- **WHAT YOU NEED TO DO**
Find the string "React" in the data, then copy every line where it is found.

- **PROVIDED DATA**
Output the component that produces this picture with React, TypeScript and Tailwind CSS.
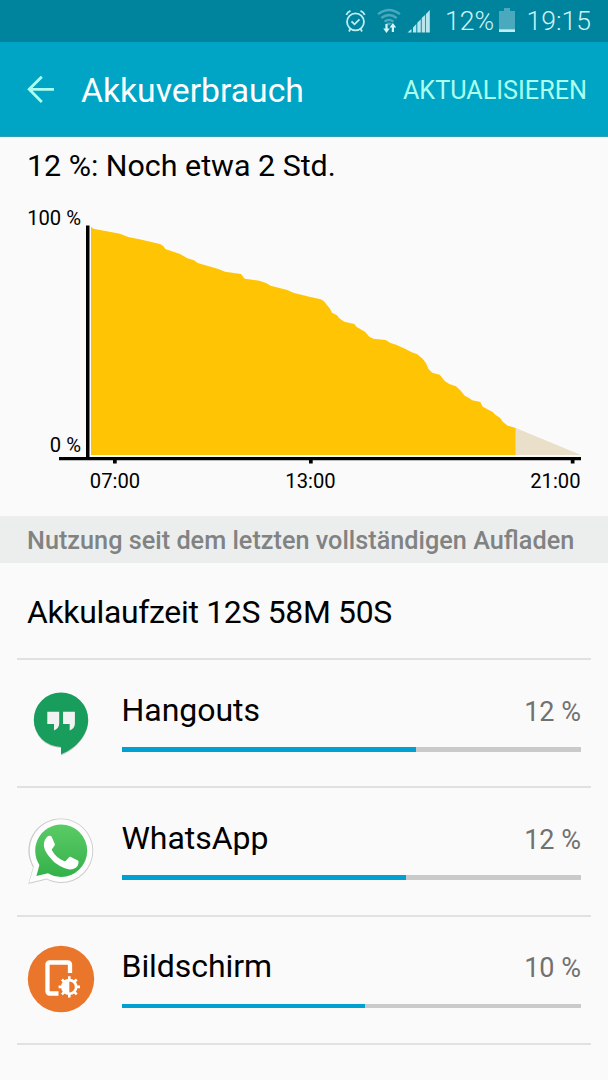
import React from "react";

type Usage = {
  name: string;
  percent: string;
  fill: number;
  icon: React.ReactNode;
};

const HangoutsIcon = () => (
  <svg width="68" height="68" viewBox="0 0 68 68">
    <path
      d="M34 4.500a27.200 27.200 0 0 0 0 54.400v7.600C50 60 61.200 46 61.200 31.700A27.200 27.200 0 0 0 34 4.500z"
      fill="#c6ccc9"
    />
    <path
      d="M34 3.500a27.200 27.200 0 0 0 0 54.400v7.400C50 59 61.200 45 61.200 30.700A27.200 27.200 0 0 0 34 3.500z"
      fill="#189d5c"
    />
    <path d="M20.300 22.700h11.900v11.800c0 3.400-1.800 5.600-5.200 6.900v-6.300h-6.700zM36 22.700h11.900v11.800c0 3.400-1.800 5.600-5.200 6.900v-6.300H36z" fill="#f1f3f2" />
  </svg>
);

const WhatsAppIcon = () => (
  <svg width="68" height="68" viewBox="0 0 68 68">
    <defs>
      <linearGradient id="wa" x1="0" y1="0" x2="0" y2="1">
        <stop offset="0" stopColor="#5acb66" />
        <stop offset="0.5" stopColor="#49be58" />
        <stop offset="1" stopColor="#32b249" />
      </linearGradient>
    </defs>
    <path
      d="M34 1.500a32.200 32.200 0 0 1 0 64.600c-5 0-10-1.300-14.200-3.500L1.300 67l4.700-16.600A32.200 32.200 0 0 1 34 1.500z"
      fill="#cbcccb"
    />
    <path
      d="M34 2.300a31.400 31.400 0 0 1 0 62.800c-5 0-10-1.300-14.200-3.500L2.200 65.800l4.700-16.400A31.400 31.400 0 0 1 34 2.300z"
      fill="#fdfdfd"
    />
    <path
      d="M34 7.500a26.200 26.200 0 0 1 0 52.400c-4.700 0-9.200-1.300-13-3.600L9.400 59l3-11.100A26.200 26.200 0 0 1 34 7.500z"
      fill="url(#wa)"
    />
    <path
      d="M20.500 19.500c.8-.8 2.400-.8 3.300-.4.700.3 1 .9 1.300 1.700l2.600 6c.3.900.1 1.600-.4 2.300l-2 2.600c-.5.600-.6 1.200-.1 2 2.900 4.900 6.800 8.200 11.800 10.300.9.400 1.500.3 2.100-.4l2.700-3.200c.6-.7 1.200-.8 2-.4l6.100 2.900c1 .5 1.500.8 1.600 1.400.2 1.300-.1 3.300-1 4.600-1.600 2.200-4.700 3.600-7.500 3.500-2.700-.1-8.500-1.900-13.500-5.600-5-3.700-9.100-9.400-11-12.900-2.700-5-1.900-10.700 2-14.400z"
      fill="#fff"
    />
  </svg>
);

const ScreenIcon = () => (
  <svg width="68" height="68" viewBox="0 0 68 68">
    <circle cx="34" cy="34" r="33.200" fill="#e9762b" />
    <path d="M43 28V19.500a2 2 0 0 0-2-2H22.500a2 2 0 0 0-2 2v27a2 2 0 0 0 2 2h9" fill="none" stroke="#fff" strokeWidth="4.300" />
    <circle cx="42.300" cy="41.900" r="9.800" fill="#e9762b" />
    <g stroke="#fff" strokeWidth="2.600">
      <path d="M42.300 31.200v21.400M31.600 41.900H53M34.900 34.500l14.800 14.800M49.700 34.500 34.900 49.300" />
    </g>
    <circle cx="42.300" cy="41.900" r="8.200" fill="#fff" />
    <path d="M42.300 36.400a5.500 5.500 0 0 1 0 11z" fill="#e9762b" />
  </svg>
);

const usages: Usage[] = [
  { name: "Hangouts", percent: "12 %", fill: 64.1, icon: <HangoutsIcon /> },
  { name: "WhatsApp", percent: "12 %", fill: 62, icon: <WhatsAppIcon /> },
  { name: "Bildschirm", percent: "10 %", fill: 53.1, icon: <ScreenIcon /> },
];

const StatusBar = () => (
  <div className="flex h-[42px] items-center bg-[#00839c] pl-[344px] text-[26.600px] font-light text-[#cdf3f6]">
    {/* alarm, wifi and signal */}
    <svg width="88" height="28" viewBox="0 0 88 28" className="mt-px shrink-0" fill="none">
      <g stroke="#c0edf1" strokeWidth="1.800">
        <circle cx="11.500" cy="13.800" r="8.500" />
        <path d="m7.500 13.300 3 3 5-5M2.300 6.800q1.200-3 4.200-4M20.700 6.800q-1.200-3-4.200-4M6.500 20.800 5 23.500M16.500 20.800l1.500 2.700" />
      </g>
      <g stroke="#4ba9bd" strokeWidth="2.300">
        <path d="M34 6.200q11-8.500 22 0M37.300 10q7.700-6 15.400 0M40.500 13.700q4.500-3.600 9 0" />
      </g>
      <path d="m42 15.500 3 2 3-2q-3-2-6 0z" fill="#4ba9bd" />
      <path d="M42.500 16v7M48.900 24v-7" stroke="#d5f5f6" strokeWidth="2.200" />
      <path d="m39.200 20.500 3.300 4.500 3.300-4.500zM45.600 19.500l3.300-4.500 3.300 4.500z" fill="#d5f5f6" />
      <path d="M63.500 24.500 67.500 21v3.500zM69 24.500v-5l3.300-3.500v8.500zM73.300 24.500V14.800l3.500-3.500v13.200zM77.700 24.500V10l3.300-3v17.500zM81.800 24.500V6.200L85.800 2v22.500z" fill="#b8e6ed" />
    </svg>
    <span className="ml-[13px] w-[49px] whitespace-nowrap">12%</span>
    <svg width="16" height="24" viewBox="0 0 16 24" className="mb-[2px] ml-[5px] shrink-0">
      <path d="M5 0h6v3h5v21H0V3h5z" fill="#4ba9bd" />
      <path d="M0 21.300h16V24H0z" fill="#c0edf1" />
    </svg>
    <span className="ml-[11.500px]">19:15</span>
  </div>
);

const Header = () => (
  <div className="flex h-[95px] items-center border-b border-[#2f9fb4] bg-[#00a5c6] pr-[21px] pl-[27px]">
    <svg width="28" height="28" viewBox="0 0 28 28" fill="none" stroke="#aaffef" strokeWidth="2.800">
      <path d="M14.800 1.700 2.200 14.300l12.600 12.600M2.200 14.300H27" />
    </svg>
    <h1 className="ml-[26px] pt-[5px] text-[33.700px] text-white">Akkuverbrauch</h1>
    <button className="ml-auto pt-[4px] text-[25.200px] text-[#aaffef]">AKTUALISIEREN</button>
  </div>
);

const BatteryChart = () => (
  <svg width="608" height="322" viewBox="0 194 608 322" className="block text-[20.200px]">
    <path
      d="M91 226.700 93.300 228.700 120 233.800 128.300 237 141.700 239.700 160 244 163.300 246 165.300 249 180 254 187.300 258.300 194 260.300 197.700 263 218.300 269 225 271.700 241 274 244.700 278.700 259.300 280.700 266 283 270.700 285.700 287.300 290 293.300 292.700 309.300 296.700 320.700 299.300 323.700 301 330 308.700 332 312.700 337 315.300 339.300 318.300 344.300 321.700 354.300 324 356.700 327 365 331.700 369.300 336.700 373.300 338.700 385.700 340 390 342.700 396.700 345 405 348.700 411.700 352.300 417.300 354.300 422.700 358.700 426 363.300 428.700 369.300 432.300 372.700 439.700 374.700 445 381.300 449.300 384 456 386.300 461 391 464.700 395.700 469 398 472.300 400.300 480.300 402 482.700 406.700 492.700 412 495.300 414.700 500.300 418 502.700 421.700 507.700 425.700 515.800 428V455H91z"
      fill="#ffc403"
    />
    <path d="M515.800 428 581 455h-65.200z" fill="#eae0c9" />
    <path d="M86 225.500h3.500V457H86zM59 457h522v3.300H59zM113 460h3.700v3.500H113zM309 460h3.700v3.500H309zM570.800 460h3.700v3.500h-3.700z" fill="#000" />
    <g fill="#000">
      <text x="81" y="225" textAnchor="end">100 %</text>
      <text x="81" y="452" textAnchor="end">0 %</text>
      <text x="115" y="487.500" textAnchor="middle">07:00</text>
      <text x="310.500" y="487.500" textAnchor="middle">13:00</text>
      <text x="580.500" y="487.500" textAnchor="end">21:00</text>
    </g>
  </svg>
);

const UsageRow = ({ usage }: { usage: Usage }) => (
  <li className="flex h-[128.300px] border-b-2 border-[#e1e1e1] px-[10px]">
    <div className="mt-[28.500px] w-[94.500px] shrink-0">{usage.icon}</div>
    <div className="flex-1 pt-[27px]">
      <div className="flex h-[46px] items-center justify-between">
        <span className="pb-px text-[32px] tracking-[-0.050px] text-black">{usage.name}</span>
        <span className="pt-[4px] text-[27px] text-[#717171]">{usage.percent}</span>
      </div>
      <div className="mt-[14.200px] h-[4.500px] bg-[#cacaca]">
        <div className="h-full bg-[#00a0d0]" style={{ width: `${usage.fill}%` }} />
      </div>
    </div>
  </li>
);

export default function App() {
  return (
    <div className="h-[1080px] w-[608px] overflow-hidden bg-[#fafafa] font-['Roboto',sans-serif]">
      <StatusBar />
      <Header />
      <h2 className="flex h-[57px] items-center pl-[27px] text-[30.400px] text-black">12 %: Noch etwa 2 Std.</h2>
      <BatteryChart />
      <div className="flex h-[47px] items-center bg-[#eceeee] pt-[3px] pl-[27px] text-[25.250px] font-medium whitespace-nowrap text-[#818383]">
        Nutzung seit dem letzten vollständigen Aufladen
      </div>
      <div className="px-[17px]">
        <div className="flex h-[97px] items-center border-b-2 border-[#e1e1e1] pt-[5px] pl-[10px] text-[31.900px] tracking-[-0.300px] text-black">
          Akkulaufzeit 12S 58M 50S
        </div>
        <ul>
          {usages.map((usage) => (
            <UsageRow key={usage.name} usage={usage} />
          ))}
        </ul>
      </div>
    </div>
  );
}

- **EXPECTED ANSWER**
Output the component that produces this picture with React, TypeScript and Tailwind CSS.
import React from "react";
  icon: React.ReactNode;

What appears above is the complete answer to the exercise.